I haven’t thought this through carefully, but it seems like the key feature here that makes your baseball-card example “work” is precisely this one-to-one relation. I don’t know how common that is. It seems like something of the sort is the case with the Liverpool Street platform, or at least would be in some Libertarian World where everyone’s expectation was that if a platform’s inaccessible to disabled people then disabled people should band together and pay for it to be made accessible. Here in the real world that isn’t quite the expectation, of course, which is more or less the point in your last paragraph.
Ah, I forgot that “the case of the baseball card” is actually two cases. I think you’re right about the case where Beth gets given a new card; if there are lots of Beths, there’s a large net utility gain. But I don’t think that works in the case where Adam’s card gets given to one of the Beths; the loss to him is still close to the market value of the card.
It seems plausibly true if we think only of the cases where… something like “A loses power because B gets something they want, but A’s circumstances ignoring B are unchanged”. But I don’t immediately trust that to be a sensible set of cases to think about, in more complicated scenarios.

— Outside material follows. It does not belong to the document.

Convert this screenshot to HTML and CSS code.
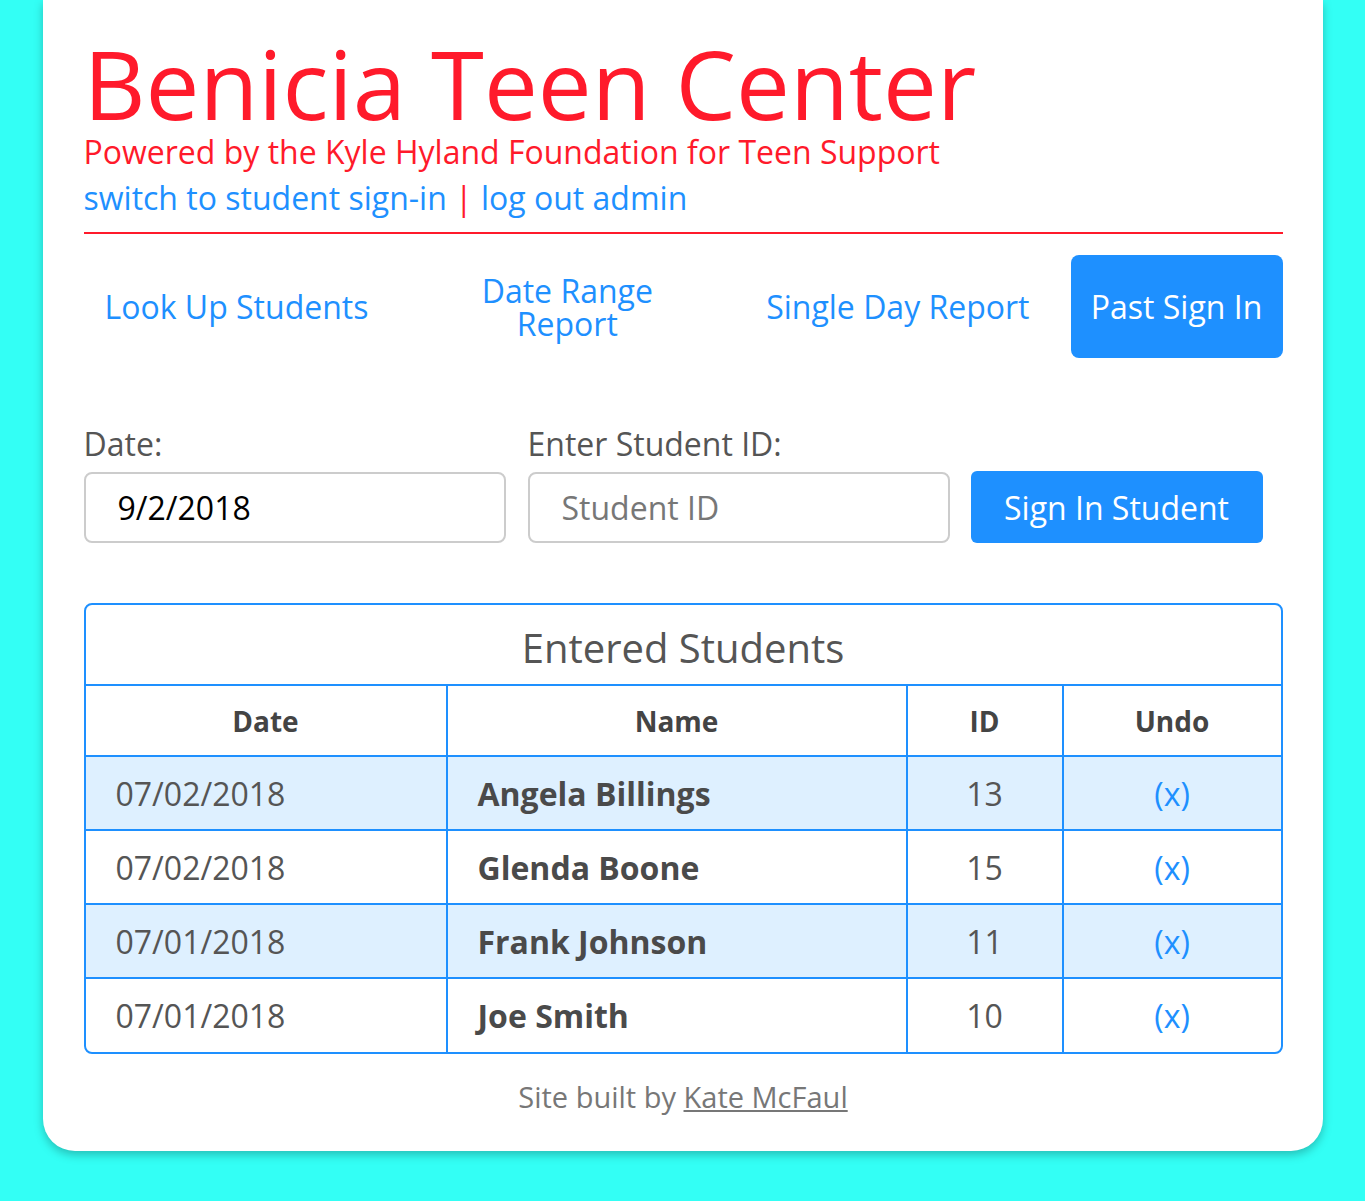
FILE: index.html
```html
<!DOCTYPE html>
<html>
<head>
<meta charset="utf-8">
<link rel="stylesheet" href="styles.css">
</head>
<body>
<div class="card">
  <header class="header">
    <h1 class="title">Benicia Teen Center</h1>
    <p class="subtitle">Powered by the Kyle Hyland Foundation for Teen Support</p>
    <p class="links"><a href="#">switch to student sign-in</a> <span class="sep">|</span> <a href="#">log out admin</a></p>
  </header>
  <nav class="nav">
    <a class="nav-item" href="#">Look Up Students</a>
    <a class="nav-item nav-wide" href="#"><span class="nav-wrap">Date Range Report</span></a>
    <a class="nav-item nav-third" href="#">Single Day Report</a>
    <a class="nav-item active" href="#">Past Sign In</a>
  </nav>
  <form class="form">
    <div class="field">
      <label class="label">Date:</label>
      <input class="input" type="text" value="9/2/2018">
    </div>
    <div class="field">
      <label class="label">Enter Student ID:</label>
      <input class="input" type="text" placeholder="Student ID">
    </div>
    <button class="submit" type="button">Sign In Student</button>
  </form>
  <div class="table-wrap">
    <table class="table">
      <caption class="caption">Entered Students</caption>
      <thead>
        <tr><th class="c-date">Date</th><th class="c-name">Name</th><th class="c-id">ID</th><th class="c-undo">Undo</th></tr>
      </thead>
      <tbody>
        <tr class="odd"><td class="date">07/02/2018</td><td class="name">Angela Billings</td><td class="id">13</td><td class="undo"><a href="#">(x)</a></td></tr>
        <tr><td class="date">07/02/2018</td><td class="name">Glenda Boone</td><td class="id">15</td><td class="undo"><a href="#">(x)</a></td></tr>
        <tr class="odd"><td class="date">07/01/2018</td><td class="name">Frank Johnson</td><td class="id">11</td><td class="undo"><a href="#">(x)</a></td></tr>
        <tr><td class="date">07/01/2018</td><td class="name">Joe Smith</td><td class="id">10</td><td class="undo"><a href="#">(x)</a></td></tr>
      </tbody>
    </table>
  </div>
  <footer class="footer">Site built by <a href="#">Kate McFaul</a></footer>
</div>
</body>
</html>
```
FILE: styles.css
```css
* { box-sizing: border-box; }
html, body { margin: 0; padding: 0; }
body {
  background: #33fff5;
  font-family: "Open Sans", "Noto Sans", sans-serif;
  color: #555;
  height: 1201px;
  overflow: hidden;
}
.card {
  width: 1280px;
  margin: 0 auto;
  background: #fff;
  border-radius: 0 0 32px 32px;
  box-shadow: 0 4px 10px rgba(0, 0, 0, 0.25);
  padding: 34px 40px 35px 41px;
}
.header {
  border-bottom: 2px solid #ff1a2b;
  padding-bottom: 14px;
}
.title {
  margin: 0;
  font-size: 96px;
  font-weight: 400;
  line-height: 98px;
  color: #ff1a2b;
}
.subtitle {
  margin: 0;
  font-size: 32px;
  line-height: 40px;
  color: #ff1a2b;
}
.links {
  margin: 6px 0 0;
  font-size: 32px;
  line-height: 40px;
}
.links a { color: #1e90ff; text-decoration: none; }
.sep { color: #ff1a2b; }

.nav {
  display: flex;
  align-items: stretch;
  margin-top: 21px;
  height: 103px;
}
.nav-item {
  display: flex;
  align-items: center;
  justify-content: center;
  text-align: center;
  padding: 0 21px;
  font-size: 32px;
  line-height: 33px;
  color: #1e90ff;
  text-decoration: none;
  border-radius: 8px;
}
.nav-wide { flex: 1; padding: 0; }
.nav-wrap { display: block; width: 200px; }
.nav-third { margin-right: 20px; }
.nav-item.active {
  background: #1e90ff;
  color: #fff;
  width: 212px;
  padding: 0;
}

.form {
  display: flex;
  align-items: flex-end;
  gap: 22px;
  margin-top: 66px;
}
.field { display: flex; flex-direction: column; width: 422px; }
.label {
  font-size: 32px;
  line-height: 40px;
  color: #555;
  margin-bottom: 8px;
}
.input {
  height: 71px;
  border: 2px solid #ccc;
  border-radius: 8px;
  padding: 0 32px;
  font-family: "Open Sans", "Noto Sans", sans-serif;
  font-size: 32px;
  color: #000;
  background: #fff;
  outline: none;
}
.input::placeholder { color: #777; }
.submit {
  width: 292px;
  height: 72px;
  border: none;
  border-radius: 6px;
  background: #1e90ff;
  color: #fff;
  font-family: "Open Sans", "Noto Sans", sans-serif;
  font-size: 32px;
  padding: 0;
  margin-left: -1px;
}

.table-wrap {
  margin-top: 60px;
  border: 2px solid #1e90ff;
  border-radius: 8px;
  overflow: hidden;
}
.table {
  width: 100%;
  border-collapse: collapse;
  table-layout: fixed;
}
.caption {
  height: 81px;
  line-height: 81px;
  font-size: 40px;
  color: #555;
  border-bottom: 2px solid #1e90ff;
  caption-side: top;
  padding-top: 2px;
}
.c-date { width: 361px; }
.c-name { width: 460px; }
.c-id { width: 156px; }
.table th {
  height: 70px;
  font-size: 28px;
  font-weight: 700;
  color: #444;
  text-align: center;
  border-right: 2px solid #1e90ff;
  border-bottom: 2px solid #1e90ff;
  padding: 0;
}
.table td {
  height: 74px;
  font-size: 32px;
  color: #555;
  border-right: 2px solid #1e90ff;
  border-bottom: 2px solid #1e90ff;
  padding: 0 30px;
}
.table th:last-child, .table td:last-child { border-right: none; }
.table tbody tr:last-child td { border-bottom: none; }
.table tr.odd td { background: #def0ff; }
.table td.name { font-weight: 700; color: #4a4a4a; }
.table td.id, .table td.undo { text-align: center; padding: 0; }
.undo a { color: #1e90ff; text-decoration: none; }

.footer {
  margin-top: 24px;
  text-align: center;
  font-size: 29px;
  line-height: 38px;
  color: #777;
}
.footer a { color: #777; text-decoration: underline; }
```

Assuming the money transfer actually takes place, this sounds like a description of gains from trade; the “no pareto improvement” phrasing is that when actually making the trade, you lose the option of making the trade—which is of greater than or equal value than the trade itself if the offer never expires. One avenue to get actual Pareto improvements is then to create or extend opportunities for trade.
If the money transfer doesn’t actually take place: I agree that Kaldor-Hicks improvements and Pareto improvements shouldn’t be conflated. It takes social technology to turn one into the other.